Stated exercise: Go through the data below and copy it exactly, skipping every picture.

==== Provided material

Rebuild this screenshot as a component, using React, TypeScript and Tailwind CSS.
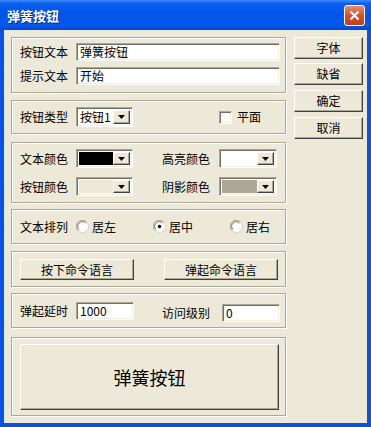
const raised =
  "bg-[#ece9d8] border border-t-white border-l-white border-r-[#404040] border-b-[#404040] shadow-[inset_-1px_-1px_0_#aca899]";
const sunken =
  "border border-t-[#aca899] border-l-[#aca899] border-r-white border-b-white shadow-[inset_1px_1px_0_#716f64,inset_-1px_-1px_0_#f1efe2]";
const group =
  "w-[275px] border border-[#aca899] shadow-[inset_1px_1px_0_#fff,1px_1px_0_#fff]";

function Arrow() {
  return (
    <div className={`${raised} w-[17px] h-full flex items-center justify-center shrink-0`}>
      <svg width="7" height="4" viewBox="0 0 7 4">
        <path d="M0 0h7L3.5 4z" fill="#000" />
      </svg>
    </div>
  );
}

function Combo({ w, h, color, text }: { w: number; h: number; color?: string; text?: string }) {
  return (
    <div className={`${sunken} flex p-[2px] bg-white shrink-0`} style={{ width: w, height: h }}>
      <div className="flex-1 flex items-center pl-[1px] text-[12px]" style={{ background: color ?? "#fff" }}>
        {text}
      </div>
      <Arrow />
    </div>
  );
}

function Input({ w, value }: { w: number; value: string }) {
  return (
    <div className={`${sunken} bg-white h-[18px] flex items-center pl-[3px] text-[12px] shrink-0`} style={{ width: w }}>
      {value}
    </div>
  );
}

function Radio({ checked, label, last }: { checked?: boolean; label: string; last?: boolean }) {
  return (
    <div className={`${last ? "" : "w-[77px]"} shrink-0 flex items-center`}>
      <svg width="13" height="13" viewBox="0 0 13 13">
        <circle cx="6.5" cy="6.5" r="6" fill="#fff" stroke="#d4d0c8" />
        <path d="M2 10.5A6 6 0 0 1 10.5 2" fill="none" stroke="#aca899" />
        <path d="M3 9.5A4.6 4.6 0 0 1 9.5 3" fill="none" stroke="#716f64" />
        {checked && <circle cx="6.5" cy="6.5" r="1.7" fill="#000" />}
      </svg>
      <span className="ml-[3px]">{label}</span>
    </div>
  );
}

function Btn({ children, className }: { children: React.ReactNode; className?: string }) {
  return (
    <div className={`${raised} shrink-0 flex items-center justify-center ${className ?? ""}`}>{children}</div>
  );
}

export default function App() {
  return (
    <div className="w-[371px] h-[427px] flex flex-col font-['Noto_Sans_CJK_SC',sans-serif] text-[12px] text-black leading-none">
      <div className="h-[30px] flex items-center justify-between pl-[7px] pr-[6px] bg-[linear-gradient(to_bottom,#3d8cf8_0%,#0a5ef0_12%,#0055e6_45%,#0058ec_85%,#0046cc_100%)]">
        <span className="text-white font-bold text-[13px] [text-shadow:1px_1px_0_#0a2a8a]">弹簧按钮</span>
        <div className="w-[21px] h-[21px] rounded-[3px] border border-white bg-[linear-gradient(to_bottom,#e98a6c,#d9502a_50%,#c33e17)] flex items-center justify-center">
          <svg width="11" height="11" viewBox="0 0 11 11">
            <path d="M1.5 1.5l8 8M9.5 1.5l-8 8" stroke="#fff" strokeWidth="2" />
          </svg>
        </div>
      </div>
      <div className="flex-1 flex bg-[#ece9d8] border-x-4 border-b-4 border-[#0a52e0] pl-[7px] pt-[7px]">
        <div className="flex flex-col">
          {/* 文本 */}
          <div className={`${group} h-[56px] pt-[5px] pl-[8px] flex flex-col gap-[6px]`}>
            <div className="flex items-center h-[18px]">
              <span className="w-[56px] shrink-0">按钮文本</span>
              <Input w={204} value="弹簧按钮" />
            </div>
            <div className="flex items-center h-[18px]">
              <span className="w-[56px] shrink-0">提示文本</span>
              <Input w={204} value="开始" />
            </div>
          </div>
          {/* 类型 */}
          <div className={`${group} mt-[7px] h-[34px] pl-[8px] flex items-center`}>
            <span className="w-[56px] shrink-0">按钮类型</span>
            <Combo w={57} h={20} text="按钮1" />
            <div className={`${sunken} ml-[86px] w-[13px] h-[13px] bg-white shrink-0`} />
            <span className="ml-[5px]">平面</span>
          </div>
          {/* 颜色 */}
          <div className={`${group} mt-[8px] h-[61px] pt-[6px] pl-[8px] flex flex-col gap-[9px]`}>
            <div className="flex items-center">
              <span className="w-[56px] shrink-0">文本颜色</span>
              <Combo w={57} h={19} color="#000" />
              <span className="ml-[29px] w-[57px] shrink-0">高亮颜色</span>
              <Combo w={58} h={19} color="#fff" />
            </div>
            <div className="flex items-center">
              <span className="w-[56px] shrink-0">按钮颜色</span>
              <Combo w={57} h={19} color="#ece9d8" />
              <span className="ml-[29px] w-[57px] shrink-0">阴影颜色</span>
              <Combo w={58} h={19} color="#aca899" />
            </div>
          </div>
          {/* 排列 */}
          <div className={`${group} mt-[6px] h-[35px] pl-[8px] flex items-center`}>
            <span className="w-[56px] shrink-0">文本排列</span>
            <Radio label="居左" />
            <Radio checked label="居中" />
            <Radio last label="居右" />
          </div>
          {/* 命令语言 */}
          <div className={`${group} mt-[7px] h-[36px] pl-[8px] pt-[7px] flex`}>
            <Btn className="w-[114px] h-[21px]">按下命令语言</Btn>
            <Btn className="ml-[30px] w-[114px] h-[21px]">弹起命令语言</Btn>
          </div>
          {/* 延时 */}
          <div className={`${group} mt-[6px] h-[35px] pl-[8px] pt-[8px] flex items-start`}>
            <div className="flex items-center">
              <span className="w-[56px] shrink-0">弹起延时</span>
              <Input w={58} value="1000" />
            </div>
            <div className="flex items-center ml-[28px] mt-[2px]">
              <span className="w-[60px] shrink-0">访问级别</span>
              <Input w={58} value="0" />
            </div>
          </div>
          {/* 预览 */}
          <div className={`${group} mt-[9px] h-[79px] pl-[8px] pt-[6px]`}>
            <Btn className="w-[259px] h-[66px] text-[18px]">弹簧按钮</Btn>
          </div>
        </div>
        <div className="ml-[8px] w-[69px] flex flex-col">
          <Btn className="h-[22px]">字体</Btn>
          <Btn className="h-[22px] mt-[4px]">缺省</Btn>
          <Btn className="h-[22px] mt-[5px]">确定</Btn>
          <Btn className="h-[22px] mt-[5px]">取消</Btn>
        </div>
      </div>
    </div>
  );
}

========

Answer in full:
Rebuild this screenshot as a component, using React, TypeScript and Tailwind CSS.
const raised =
  "bg-[#ece9d8] border border-t-white border-l-white border-r-[#404040] border-b-[#404040] shadow-[inset_-1px_-1px_0_#aca899]";
const sunken =
  "border border-t-[#aca899] border-l-[#aca899] border-r-white border-b-white shadow-[inset_1px_1px_0_#716f64,inset_-1px_-1px_0_#f1efe2]";
const group =
  "w-[275px] border border-[#aca899] shadow-[inset_1px_1px_0_#fff,1px_1px_0_#fff]";

function Arrow() {
  return (
    <div className={`${raised} w-[17px] h-full flex items-center justify-center shrink-0`}>
      <svg width="7" height="4" viewBox="0 0 7 4">
        <path d="M0 0h7L3.5 4z" fill="#000" />
      </svg>
    </div>
  );
}

function Combo({ w, h, color, text }: { w: number; h: number; color?: string; text?: string }) {
  return (
    <div className={`${sunken} flex p-[2px] bg-white shrink-0`} style={{ width: w, height: h }}>
      <div className="flex-1 flex items-center pl-[1px] text-[12px]" style={{ background: color ?? "#fff" }}>
        {text}
      </div>
      <Arrow />
    </div>
  );
}

function Input({ w, value }: { w: number; value: string }) {
  return (
    <div className={`${sunken} bg-white h-[18px] flex items-center pl-[3px] text-[12px] shrink-0`} style={{ width: w }}>
      {value}
    </div>
  );
}

function Radio({ checked, label, last }: { checked?: boolean; label: string; last?: boolean }) {
  return (
    <div className={`${last ? "" : "w-[77px]"} shrink-0 flex items-center`}>
      <svg width="13" height="13" viewBox="0 0 13 13">
        <circle cx="6.5" cy="6.5" r="6" fill="#fff" stroke="#d4d0c8" />
        <path d="M2 10.5A6 6 0 0 1 10.5 2" fill="none" stroke="#aca899" />
        <path d="M3 9.5A4.6 4.6 0 0 1 9.5 3" fill="none" stroke="#716f64" />
        {checked && <circle cx="6.5" cy="6.5" r="1.7" fill="#000" />}
      </svg>
      <span className="ml-[3px]">{label}</span>
    </div>
  );
}

function Btn({ children, className }: { children: React.ReactNode; className?: string }) {
  return (
    <div className={`${raised} shrink-0 flex items-center justify-center ${className ?? ""}`}>{children}</div>
  );
}

export default function App() {
  return (
    <div className="w-[371px] h-[427px] flex flex-col font-['Noto_Sans_CJK_SC',sans-serif] text-[12px] text-black leading-none">
      <div className="h-[30px] flex items-center justify-between pl-[7px] pr-[6px] bg-[linear-gradient(to_bottom,#3d8cf8_0%,#0a5ef0_12%,#0055e6_45%,#0058ec_85%,#0046cc_100%)]">
        <span className="text-white font-bold text-[13px] [text-shadow:1px_1px_0_#0a2a8a]">弹簧按钮</span>
        <div className="w-[21px] h-[21px] rounded-[3px] border border-white bg-[linear-gradient(to_bottom,#e98a6c,#d9502a_50%,#c33e17)] flex items-center justify-center">
          <svg width="11" height="11" viewBox="0 0 11 11">
            <path d="M1.5 1.5l8 8M9.5 1.5l-8 8" stroke="#fff" strokeWidth="2" />
          </svg>
        </div>
      </div>
      <div className="flex-1 flex bg-[#ece9d8] border-x-4 border-b-4 border-[#0a52e0] pl-[7px] pt-[7px]">
        <div className="flex flex-col">
          {/* 文本 */}
          <div className={`${group} h-[56px] pt-[5px] pl-[8px] flex flex-col gap-[6px]`}>
            <div className="flex items-center h-[18px]">
              <span className="w-[56px] shrink-0">按钮文本</span>
              <Input w={204} value="弹簧按钮" />
            </div>
            <div className="flex items-center h-[18px]">
              <span className="w-[56px] shrink-0">提示文本</span>
              <Input w={204} value="开始" />
            </div>
          </div>
          {/* 类型 */}
          <div className={`${group} mt-[7px] h-[34px] pl-[8px] flex items-center`}>
            <span className="w-[56px] shrink-0">按钮类型</span>
            <Combo w={57} h={20} text="按钮1" />
            <div className={`${sunken} ml-[86px] w-[13px] h-[13px] bg-white shrink-0`} />
            <span className="ml-[5px]">平面</span>
          </div>
          {/* 颜色 */}
          <div className={`${group} mt-[8px] h-[61px] pt-[6px] pl-[8px] flex flex-col gap-[9px]`}>
            <div className="flex items-center">
              <span className="w-[56px] shrink-0">文本颜色</span>
              <Combo w={57} h={19} color="#000" />
              <span className="ml-[29px] w-[57px] shrink-0">高亮颜色</span>
              <Combo w={58} h={19} color="#fff" />
            </div>
            <div className="flex items-center">
              <span className="w-[56px] shrink-0">按钮颜色</span>
              <Combo w={57} h={19} color="#ece9d8" />
              <span className="ml-[29px] w-[57px] shrink-0">阴影颜色</span>
              <Combo w={58} h={19} color="#aca899" />
            </div>
          </div>
          {/* 排列 */}
          <div className={`${group} mt-[6px] h-[35px] pl-[8px] flex items-center`}>
            <span className="w-[56px] shrink-0">文本排列</span>
            <Radio label="居左" />
            <Radio checked label="居中" />
            <Radio last label="居右" />
          </div>
          {/* 命令语言 */}
          <div className={`${group} mt-[7px] h-[36px] pl-[8px] pt-[7px] flex`}>
            <Btn className="w-[114px] h-[21px]">按下命令语言</Btn>
            <Btn className="ml-[30px] w-[114px] h-[21px]">弹起命令语言</Btn>
          </div>
          {/* 延时 */}
          <div className={`${group} mt-[6px] h-[35px] pl-[8px] pt-[8px] flex items-start`}>
            <div className="flex items-center">
              <span className="w-[56px] shrink-0">弹起延时</span>
              <Input w={58} value="1000" />
            </div>
            <div className="flex items-center ml-[28px] mt-[2px]">
              <span className="w-[60px] shrink-0">访问级别</span>
              <Input w={58} value="0" />
            </div>
          </div>
          {/* 预览 */}
          <div className={`${group} mt-[9px] h-[79px] pl-[8px] pt-[6px]`}>
            <Btn className="w-[259px] h-[66px] text-[18px]">弹簧按钮</Btn>
          </div>
        </div>
        <div className="ml-[8px] w-[69px] flex flex-col">
          <Btn className="h-[22px]">字体</Btn>
          <Btn className="h-[22px] mt-[4px]">缺省</Btn>
          <Btn className="h-[22px] mt-[5px]">确定</Btn>
          <Btn className="h-[22px] mt-[5px]">取消</Btn>
        </div>
      </div>
    </div>
  );
}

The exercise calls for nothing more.